▶ [Short task]
Skip the pictures. Transcribe the rest of the data below without changing a word.

* * * * * * *

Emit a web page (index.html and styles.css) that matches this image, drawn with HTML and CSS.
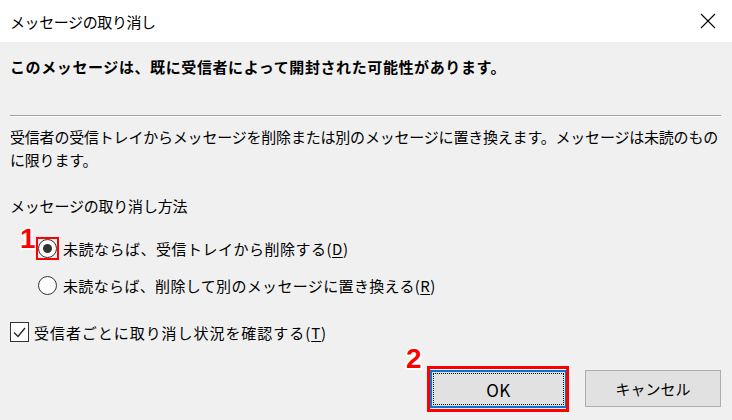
FILE: index.html
```html
<!DOCTYPE html>
<html lang="ja">
<head>
<meta charset="utf-8">
<title>メッセージの取り消し</title>
<link rel="stylesheet" href="styles.css">
</head>
<body>
<div class="dialog">
  <div class="titlebar">
    <span class="title">メッセージの取り消し</span>
    <svg class="close" width="16" height="16" viewBox="0 0 16 16"><path d="M1 1 L15 15 M15 1 L1 15" stroke="#000" stroke-width="1.1" fill="none"/></svg>
  </div>
  <div class="content">
    <p class="heading">このメッセージは、既に受信者によって開封された可能性があります。</p>
    <div class="sep"></div>
    <p class="desc">受信者の受信トレイからメッセージを削除または別のメッセージに置き換えます。メッセージは未読のものに限ります。</p>
    <p class="label">メッセージの取り消し方法</p>
    <div class="option first">
      <span class="radio checked"><span class="mark mark1">1</span><span class="hl hl1"></span></span>
      <span class="text">未読ならば、受信トレイから削除する(<u>D</u>)</span>
    </div>
    <div class="option second">
      <span class="radio"></span>
      <span class="text">未読ならば、削除して別のメッセージに置き換える(<u>R</u>)</span>
    </div>
    <div class="check-row">
      <span class="checkbox"><svg width="17" height="17" viewBox="0 0 17 17"><path d="M3 8.5 L7 12.5 L14 4" stroke="#222" stroke-width="1.3" fill="none"/></svg></span>
      <span class="text">受信者ごとに取り消し状況を確認する(<u>T</u>)</span>
    </div>
    <div class="buttons">
      <button class="btn ok">OK<span class="mark mark2">2</span><span class="hl hl2"></span></button>
      <button class="btn cancel">キャンセル</button>
    </div>
  </div>
</div>
</body>
</html>
```

FILE: styles.css
```css
html, body {
  margin: 0;
  padding: 0;
}
body {
  width: 732px;
  height: 420px;
  background: #f0f0f0;
  font-family: "Noto Sans CJK JP", "Noto Sans", sans-serif;
  color: #000;
  overflow: hidden;
}
.dialog {
  width: 732px;
  height: 420px;
}
.titlebar {
  height: 42px;
  background: #fff;
  display: flex;
  align-items: center;
  justify-content: space-between;
  padding: 0 16px 0 10px;
  box-sizing: border-box;
}
.title {
  font-size: 15px;
  letter-spacing: -0.4px;
  line-height: 20px;
  margin-top: 2px;
}
.close {
  display: block;
}
.content {
  padding: 0 10px;
}
p {
  margin: 0;
}
.heading {
  margin-top: 14px;
  font-size: 15px;
  font-weight: bold;
  line-height: 22px;
  letter-spacing: 0.6px;
}
.sep {
  margin-top: 37px;
  width: 711px;
  height: 1px;
  background: #a0a0a0;
  border-bottom: 1px solid #fff;
}
.desc {
  margin-top: 8px;
  width: 712px;
  font-size: 15px;
  line-height: 23px;
  letter-spacing: -0.2px;
}
.label {
  margin-top: 24px;
  font-size: 15px;
  line-height: 22px;
  letter-spacing: -0.2px;
}
.option, .check-row {
  display: flex;
  align-items: center;
  height: 22px;
  font-size: 15px;
}
.option {
  padding-left: 28px;
}
.option.first {
  margin-top: 20px;
  letter-spacing: 0.5px;
}
.option.second {
  margin-top: 15px;
  letter-spacing: 0.35px;
}
.check-row {
  margin-top: 25px;
  letter-spacing: 0.95px;
}
.text u {
  text-decoration-thickness: 1px;
  text-underline-offset: 2px;
}
.radio {
  position: relative;
  width: 19px;
  height: 19px;
  box-sizing: border-box;
  border: 1px solid #333;
  border-radius: 50%;
  background: #fff;
  margin-right: 6px;
  flex: none;
}
.radio.checked::after {
  content: "";
  position: absolute;
  left: 4px;
  top: 4px;
  width: 9px;
  height: 9px;
  border-radius: 50%;
  background: #333;
}
.checkbox {
  width: 19px;
  height: 20px;
  box-sizing: border-box;
  border: 1px solid #333;
  background: #fff;
  margin-right: 5px;
  display: flex;
  align-items: center;
  justify-content: center;
  flex: none;
}
.checkbox svg {
  display: block;
}
.buttons {
  display: flex;
  justify-content: flex-end;
  align-items: flex-start;
  gap: 18px;
  margin-top: 27px;
  padding-right: 1px;
}
.btn {
  position: relative;
  font-family: "Noto Sans CJK JP", "Noto Sans", sans-serif;
  color: #000;
  background: #e1e1e1;
  box-sizing: border-box;
  padding: 0;
  margin: 0;
}
.ok {
  width: 137px;
  height: 38px;
  font-size: 17px;
  letter-spacing: 0.5px;
  border: 2px solid #0078d7;
  outline: 1px dotted #000;
  outline-offset: -4px;
}
.cancel {
  width: 136px;
  height: 37px;
  font-size: 15px;
  border: 1px solid #adadad;
}
.mark {
  position: absolute;
  font-family: "Liberation Sans", Arial, sans-serif;
  font-weight: bold;
  font-size: 28px;
  line-height: 28px;
  color: #ff0000;
  text-shadow: -2px 0 #fff, 2px 0 #fff, 0 -2px #fff, 0 2px #fff, -1.5px -1.5px #fff, 1.5px 1.5px #fff, -1.5px 1.5px #fff, 1.5px -1.5px #fff;
  letter-spacing: 0;
}
.mark1 {
  left: -19px;
  top: -15px;
}
.mark2 {
  left: -26px;
  top: -27px;
}
.hl {
  position: absolute;
  box-sizing: border-box;
  border: solid #ff0000;
  pointer-events: none;
}
.hl1 {
  left: -3px;
  top: -3px;
  width: 23px;
  height: 23px;
  border-width: 2px;
}
.hl2 {
  left: -5px;
  top: -6px;
  width: 142px;
  height: 46px;
  border-width: 3px;
}
```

* * * * * * *

▶ [Result of the exercise]
Emit a web page (index.html and styles.css) that matches this image, drawn with HTML and CSS.
FILE: index.html
```html
<!DOCTYPE html>
<html lang="ja">
<head>
<meta charset="utf-8">
<title>メッセージの取り消し</title>
<link rel="stylesheet" href="styles.css">
</head>
<body>
<div class="dialog">
  <div class="titlebar">
    <span class="title">メッセージの取り消し</span>
    <svg class="close" width="16" height="16" viewBox="0 0 16 16"><path d="M1 1 L15 15 M15 1 L1 15" stroke="#000" stroke-width="1.1" fill="none"/></svg>
  </div>
  <div class="content">
    <p class="heading">このメッセージは、既に受信者によって開封された可能性があります。</p>
    <div class="sep"></div>
    <p class="desc">受信者の受信トレイからメッセージを削除または別のメッセージに置き換えます。メッセージは未読のものに限ります。</p>
    <p class="label">メッセージの取り消し方法</p>
    <div class="option first">
      <span class="radio checked"><span class="mark mark1">1</span><span class="hl hl1"></span></span>
      <span class="text">未読ならば、受信トレイから削除する(<u>D</u>)</span>
    </div>
    <div class="option second">
      <span class="radio"></span>
      <span class="text">未読ならば、削除して別のメッセージに置き換える(<u>R</u>)</span>
    </div>
    <div class="check-row">
      <span class="checkbox"><svg width="17" height="17" viewBox="0 0 17 17"><path d="M3 8.5 L7 12.5 L14 4" stroke="#222" stroke-width="1.3" fill="none"/></svg></span>
      <span class="text">受信者ごとに取り消し状況を確認する(<u>T</u>)</span>
    </div>
    <div class="buttons">
      <button class="btn ok">OK<span class="mark mark2">2</span><span class="hl hl2"></span></button>
      <button class="btn cancel">キャンセル</button>
    </div>
  </div>
</div>
</body>
</html>
```

FILE: styles.css
```css
html, body {
  margin: 0;
  padding: 0;
}
body {
  width: 732px;
  height: 420px;
  background: #f0f0f0;
  font-family: "Noto Sans CJK JP", "Noto Sans", sans-serif;
  color: #000;
  overflow: hidden;
}
.dialog {
  width: 732px;
  height: 420px;
}
.titlebar {
  height: 42px;
  background: #fff;
  display: flex;
  align-items: center;
  justify-content: space-between;
  padding: 0 16px 0 10px;
  box-sizing: border-box;
}
.title {
  font-size: 15px;
  letter-spacing: -0.4px;
  line-height: 20px;
  margin-top: 2px;
}
.close {
  display: block;
}
.content {
  padding: 0 10px;
}
p {
  margin: 0;
}
.heading {
  margin-top: 14px;
  font-size: 15px;
  font-weight: bold;
  line-height: 22px;
  letter-spacing: 0.6px;
}
.sep {
  margin-top: 37px;
  width: 711px;
  height: 1px;
  background: #a0a0a0;
  border-bottom: 1px solid #fff;
}
.desc {
  margin-top: 8px;
  width: 712px;
  font-size: 15px;
  line-height: 23px;
  letter-spacing: -0.2px;
}
.label {
  margin-top: 24px;
  font-size: 15px;
  line-height: 22px;
  letter-spacing: -0.2px;
}
.option, .check-row {
  display: flex;
  align-items: center;
  height: 22px;
  font-size: 15px;
}
.option {
  padding-left: 28px;
}
.option.first {
  margin-top: 20px;
  letter-spacing: 0.5px;
}
.option.second {
  margin-top: 15px;
  letter-spacing: 0.35px;
}
.check-row {
  margin-top: 25px;
  letter-spacing: 0.95px;
}
.text u {
  text-decoration-thickness: 1px;
  text-underline-offset: 2px;
}
.radio {
  position: relative;
  width: 19px;
  height: 19px;
  box-sizing: border-box;
  border: 1px solid #333;
  border-radius: 50%;
  background: #fff;
  margin-right: 6px;
  flex: none;
}
.radio.checked::after {
  content: "";
  position: absolute;
  left: 4px;
  top: 4px;
  width: 9px;
  height: 9px;
  border-radius: 50%;
  background: #333;
}
.checkbox {
  width: 19px;
  height: 20px;
  box-sizing: border-box;
  border: 1px solid #333;
  background: #fff;
  margin-right: 5px;
  display: flex;
  align-items: center;
  justify-content: center;
  flex: none;
}
.checkbox svg {
  display: block;
}
.buttons {
  display: flex;
  justify-content: flex-end;
  align-items: flex-start;
  gap: 18px;
  margin-top: 27px;
  padding-right: 1px;
}
.btn {
  position: relative;
  font-family: "Noto Sans CJK JP", "Noto Sans", sans-serif;
  color: #000;
  background: #e1e1e1;
  box-sizing: border-box;
  padding: 0;
  margin: 0;
}
.ok {
  width: 137px;
  height: 38px;
  font-size: 17px;
  letter-spacing: 0.5px;
  border: 2px solid #0078d7;
  outline: 1px dotted #000;
  outline-offset: -4px;
}
.cancel {
  width: 136px;
  height: 37px;
  font-size: 15px;
  border: 1px solid #adadad;
}
.mark {
  position: absolute;
  font-family: "Liberation Sans", Arial, sans-serif;
  font-weight: bold;
  font-size: 28px;
  line-height: 28px;
  color: #ff0000;
  text-shadow: -2px 0 #fff, 2px 0 #fff, 0 -2px #fff, 0 2px #fff, -1.5px -1.5px #fff, 1.5px 1.5px #fff, -1.5px 1.5px #fff, 1.5px -1.5px #fff;
  letter-spacing: 0;
}
.mark1 {
  left: -19px;
  top: -15px;
}
.mark2 {
  left: -26px;
  top: -27px;
}
.hl {
  position: absolute;
  box-sizing: border-box;
  border: solid #ff0000;
  pointer-events: none;
}
.hl1 {
  left: -3px;
  top: -3px;
  width: 23px;
  height: 23px;
  border-width: 2px;
}
.hl2 {
  left: -5px;
  top: -6px;
  width: 142px;
  height: 46px;
  border-width: 3px;
}
```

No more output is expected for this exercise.